No problem arises in the present case as to whether the objects of the foundation have become impossible or no longer able to be achieved with the means at the disposal of the trustees (cf. Parker v. Moseley[F4]). The trustees, if granted power to do so by this Court, propose to use the Narrabri property as it has previously been used, namely to promote and encourage research in connection with or likely to benefit the wheat industry. The Foundation has always made use of facilities and expertise provided by the University of Sydney in the administration of the trust. The added interest which that University will have in the trust property as lessee and its increased participation in the activities to be carried on there does not alter the nature of the trust at all; it will enable the trust property to be more effectively devoted to the objects of the trust under the supervision and ultimate control of the trustees. I have not overlooked the care with which the court would be bound to approach the matter of permitting long-term leases of property held for charitable purposes (cf.
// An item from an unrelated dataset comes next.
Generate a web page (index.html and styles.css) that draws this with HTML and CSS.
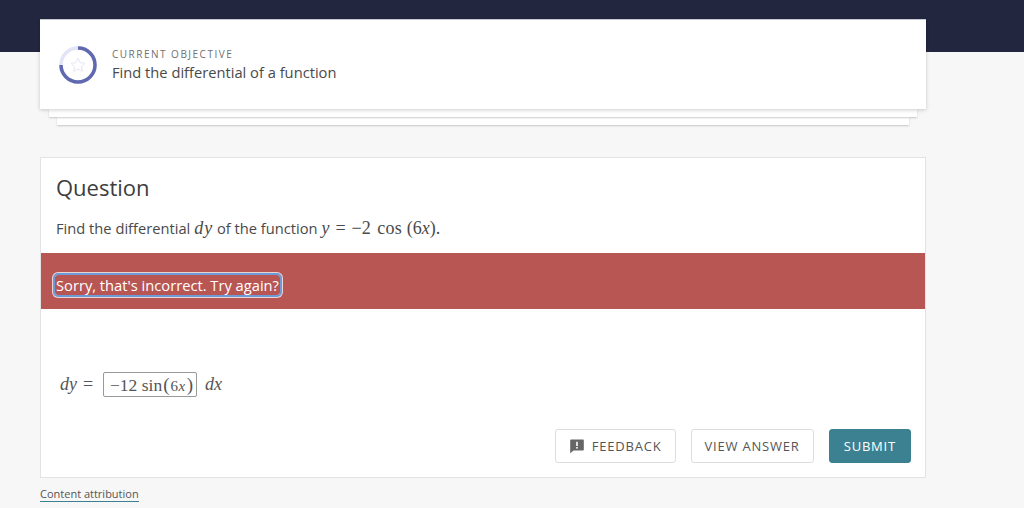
FILE: index.html
```html
<!DOCTYPE html>
<html lang="en">
<head>
    <meta charset="UTF-8">
    <meta name="viewport" content="width=device-width, initial-scale=1.0">
    <title>Find the differential of a function</title>
    <link rel="stylesheet" href="styles.css">
</head>
<body>
    <main class="page">
        <section class="objective">
            <svg class="ring" width="38" height="38" viewBox="0 0 38 38">
                <circle cx="19" cy="19" r="17" fill="none" stroke="#e3e4f5" stroke-width="3.5"/>
                <path d="M19 2A17 17 0 1 1 2 19" fill="none" stroke="#6068b0" stroke-width="3.5"/>
                <path d="M19 12.2l2.1 4.5 4.9.6-3.6 3.300 1 4.800-4.400-2.400-4.400 2.400 1-4.800-3.600-3.300 4.900-.6z" fill="none" stroke="#e6e7f6" stroke-width="1" stroke-linejoin="round"/>
            </svg>
            <div class="objective-text">
                <div class="label">CURRENT OBJECTIVE</div>
                <div class="objective-name">Find the differential of a function</div>
            </div>
        </section>
        <div class="layer layer-one"></div>
        <div class="layer layer-two"></div>

        <section class="question">
            <h2>Question</h2>
            <p class="prompt">Find the differential <span class="math dy-inline"><i>dy</i></span> of the function <span class="math"><i>y</i><span class="rel">=</span>&minus;2 <span class="cos">cos</span> (6<i>x</i>).</span></p>
            <div class="alert"><span class="alert-text">Sorry, that's incorrect. Try again?</span></div>
            <div class="answer math">
                <span class="dy"><i>dy</i><span class="rel">=</span></span>
                <span class="answer-box">&minus;12 sin<span class="paren">(</span><span class="small">6<i>x</i></span><span class="paren">)</span></span>
                <span class="dx"><i>dx</i></span>
            </div>
            <div class="actions">
                <button class="btn">
                    <svg width="16" height="16" viewBox="0 0 16 16"><path d="M2 1.500h12a.8.8 0 0 1 .8.8v9.400a.8.8 0 0 1-.8.8H4.600L1.200 15.200V2.300a.8.8 0 0 1 .8-.8z" fill="#666"/><rect x="7.200" y="3.800" width="1.600" height="4.200" fill="#fff"/><rect x="7.200" y="9" width="1.600" height="1.600" fill="#fff"/></svg>
                    FEEDBACK
                </button>
                <button class="btn">VIEW ANSWER</button>
                <button class="btn btn-submit">SUBMIT</button>
            </div>
        </section>
        <a class="attribution">Content attribution</a>
    </main>
</body>
</html>
```

FILE: styles.css
```css
body{
    margin: 0;
    height: 508px;
    overflow: hidden;
    background: linear-gradient(#22263f 52px, #f7f7f7 52px);
    font-family: "Open Sans", sans-serif;
    color: #444;
}
.page{
    width: 886px;
    margin-left: 40px;
    padding-top: 19px;
}
.objective{
    height: 90px;
    box-sizing: border-box;
    padding: 0 19px;
    display: flex;
    align-items: center;
    gap: 15px;
    background-color: white;
    border-top: 1px solid #c9cad1;
    box-shadow: 0 1px 4px rgba(0, 0, 0, 0.2);
    position: relative;
    z-index: 3;
}
.ring{
    flex: none;
}
.label{
    font-size: 10px;
    line-height: 14px;
    letter-spacing: 1.5px;
    color: #707070;
}
.objective-name{
    font-size: 14.7px;
    line-height: 22px;
    color: #4a4a4a;
}
.layer{
    height: 8px;
    background-color: white;
    box-shadow: 0 1px 2px rgba(0, 0, 0, 0.2);
    position: relative;
}
.layer-one{
    margin: 0 9px;
    z-index: 2;
}
.layer-two{
    margin: 0 17px;
    z-index: 1;
}
.question{
    margin-top: 32px;
    height: 321px;
    box-sizing: border-box;
    background-color: white;
    border: 1px solid #e3e3e3;
}
h2{
    margin: 0;
    padding: 14px 15px 0;
    font-size: 22px;
    line-height: 30px;
    font-weight: 400;
    color: #3d3d3d;
}
.prompt{
    margin: 14px 0 0;
    padding: 0 15px;
    font-size: 14.7px;
    line-height: 24px;
    height: 37px;
    color: #4a4a4a;
}
.math{
    font-family: "Liberation Serif", serif;
    font-size: 18px;
}
.dy-inline{
    letter-spacing: 1px;
}
.rel{
    margin: 0 6px;
}
.cos{
    margin-left: 2px;
    letter-spacing: 0.3px;
}
.alert{
    height: 56px;
    box-sizing: border-box;
    padding: 8px 14px 0;
    display: flex;
    align-items: center;
    background-color: #b85654;
}
.alert-text{
    font-size: 14.7px;
    line-height: 20px;
    font-weight: 500;
    color: white;
    padding: 0 1px;
    border-radius: 3px;
    outline: 2px solid #6d9bd8;
    box-shadow: 0 0 0 3px rgba(255, 255, 255, 0.75);
}
.answer{
    margin-top: 63px;
    padding-left: 19px;
    height: 24px;
    display: flex;
    align-items: center;
    color: #555;
}
.dy{
    width: 43px;
    flex: none;
    white-space: nowrap;
}
.answer-box{
    height: 25px;
    box-sizing: border-box;
    width: 94px;
    padding-left: 6px;
    line-height: 23px;
    font-size: 17.5px;
    border: 1px solid #999;
    border-radius: 2px;
    white-space: nowrap;
}
.paren{
    font-size: 19px;
    margin: 0 1px;
}
.small{
    font-size: 15px;
    letter-spacing: 0.5px;
}
.dx{
    margin-left: 8px;
}
.actions{
    margin-top: 33px;
    padding-right: 14px;
    display: flex;
    justify-content: flex-end;
    gap: 15px;
}
.btn{
    height: 34px;
    padding: 0 13px;
    display: flex;
    align-items: center;
    gap: 7px;
    background-color: white;
    border: 1px solid #ddd;
    border-radius: 3px;
    font-family: "Open Sans", sans-serif;
    font-size: 13px;
    font-weight: 500;
    letter-spacing: 0.8px;
    color: #555;
}
.btn-submit{
    padding: 0 14px;
    background-color: #3b8191;
    border-color: #3b8191;
    color: white;
}
.attribution{
    display: inline-block;
    margin-top: 8px;
    font-size: 11px;
    line-height: 15px;
    font-weight: 500;
    color: #555;
    border-bottom: 1px solid #3b8191;
}
```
Halsbury's Laws of England, 3rd ed., vol. 4, p. 344 par. 710), but here I am satisfied that the entering into a lease such as that proposed would in all the circumstances be expedient. To empower the trustees to enter into it is to enable an act to be done in the management of trust property that does not permit the trustees to go outside the charitable purpose as embraced in the defined objects of the trust. The case is a proper one for an order under the section.
The proposed lease is annexed to a deed whereby the trustees covenanted to grant a lease in those terms should this Court grant them leave to do so, and is
sufficiently identified in the affidavit of the trustees sworn in these proceedings; an order referring to it as such will be adequate.
Order as sought in the summons. Costs of the plaintiffs, on a trustee basis, and of the defendant, on a common fund basis, to be paid out of the funds forming part of the trust property.
Solicitors for the plaintiffs (the trustees): Maund & Kelynack.
Solicitor for the defendant (the Attorney-General): R. J. McKay (Crown Solicitor).